Oberflächlich betrachtet überstrapazieren Aronofsky und Libatique ausgerechnet in den bodenständigeren ersten zwei Dritteln von «mother!» die Geduld des unbedarften Publikums, indem sie die Kamera wiederholt an Lawrences Hinterkopf haften lassen, während sie durch das Haus irrt. Aronofskys Fixierung auf Lawrences Hinterkopf mag besonders ungeduldigen Gemütern eingangs manchen Nerv kosten. Aber dieses Verfolgen der Protagonistin auf Schritt und Tritt versetzt das Publikum sozusagen in ihre Fußstapfen. Es verfolgt die Geschichte aus ihrer Sicht – genau wie sie, lernt es die Gäste von Bardems Rolle plötzlich und ohne größeren Kontext kennen, während der Hausherr behauptet, mit ihnen vertraut zu sein. Doch selbst Lawrence hat dem Publikum etwas voraus: Sie kennt sich in ihrem Haus aus, während die klaustrophobische, sie verfolgende Kameraführung wiederholt unsere Sicht blockiert.
Wenn sich das Geschehen durch albtraumhaft-chaotische Eskapaden in ein absurdes, durch meisterliche Schnittarbeit ermöglichtes Finale steigert, bleibt die Kamera eng bei Lawrence. Aber nun, da die Ikonografie Aronofskys überdeutlich wird und das Publikum das Geschehen endgültig stärker und konkreter einordnen kann als die hilflose Protagonistin, zeigt Libatique bevorzugt Lawrences Gesicht und den Wahnwitz um die Oscar-Gewinnerin herum. Ihr Spiel sorgt für stockenden Atem, ebenso wie dieser Umschwung in der Inszenierung, der nun Unübersichtlichkeit durch ein ungewohntes Übermaß an Bildinformation erzeugt.

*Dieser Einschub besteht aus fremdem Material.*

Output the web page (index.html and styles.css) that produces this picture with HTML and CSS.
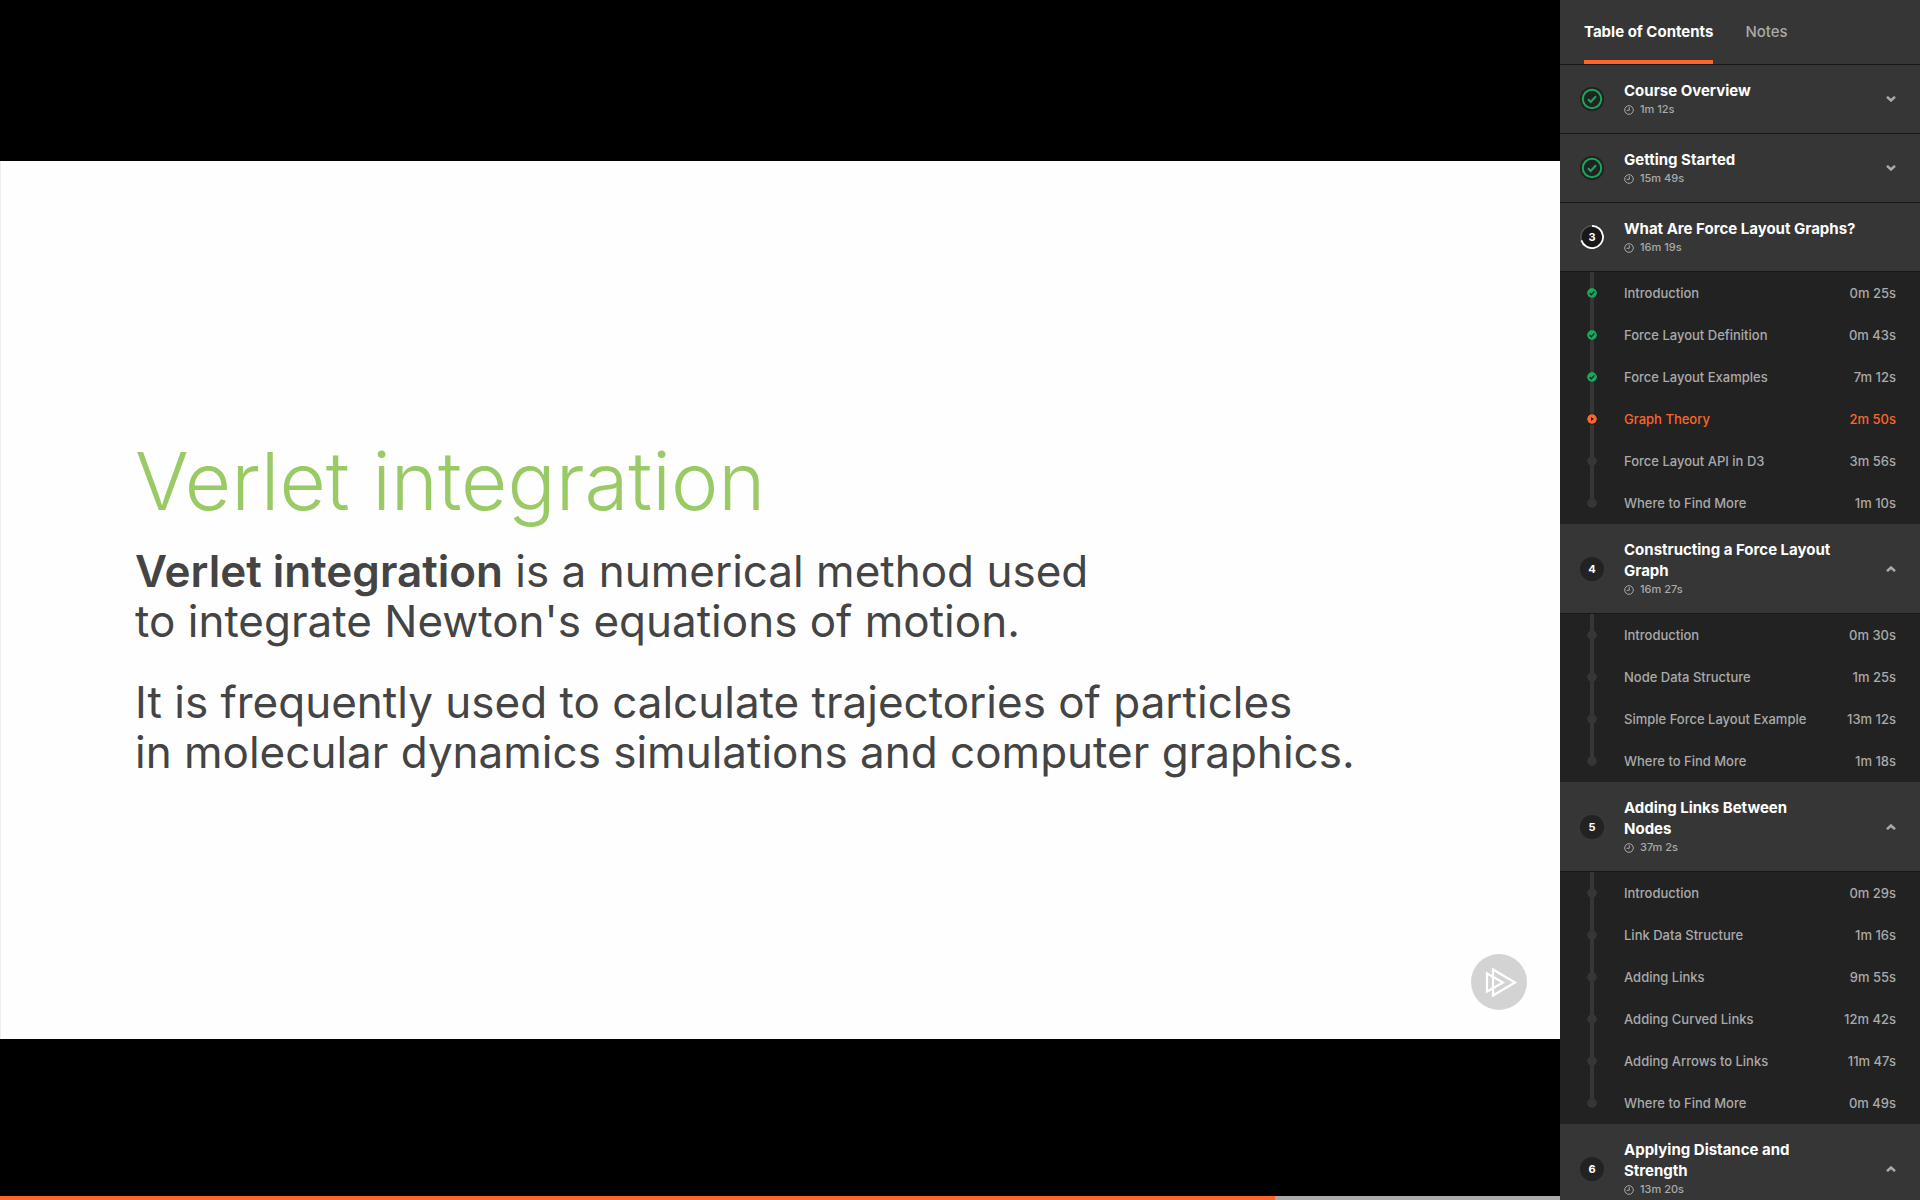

Ob «mother!» die emotional überkochenden Festivalreaktionen verdient hat, ist dennoch fraglich. Vor allem die laute Ablehnung ist sonderbar. Gewiss: Das Fundament dieses Filmgebäudes scheint Aronofskys Gedanke zu sein, nach «Noah» in thematisch ähnlichen Bereichen arbeiten zu wollen. Nur dass er dieses Mal seinen eigenen Stil potenziert, statt ihn mit Hollywoods Vorstellungen von Big-Budget-Fantasykino zu paaren. Daher braucht dieser schleichend beginnende, sich dann konsequent steigernde Mindfuck etwas Gutwillen. Gegenüber sorgsam kreierten, mutigen Bildnissen. Gegenüber freien Neuninterpretationen uralter Gedanken. Und gegenüber konsequent-drastischer Umsetzungen. Aber aufgrund des Handwerks, aufgrund der tolldreisten kreativen Vision, sollte nicht nur die Frage "prätentiös oder visionär" im Raum stehen. Sondern noch immer Platz sein. Für Respekt vor der engagierten, künstlerisch zielstrebigen Verquickung aus Arthouse-Konzept und Psychothriller-Handwerk. Für die Protagonistin und wofür sie steht. Für Aronofskys Vorhaben. Für Lawrence.
Fazit: Eine Psychothriller-Allegorie, die langsam brennt und dann geradezu in Form einer Sinnesattacke explodiert. Stark gespielt, clever konstruiert, erschütternd gefilmt. Was aber nicht bedeutet, dass alle «mother!» den Respekt abringen werden, den sie verdient hat.
«mother!» ist ab dem 14. September in ausgewählten deutschen Kinos zu sehen.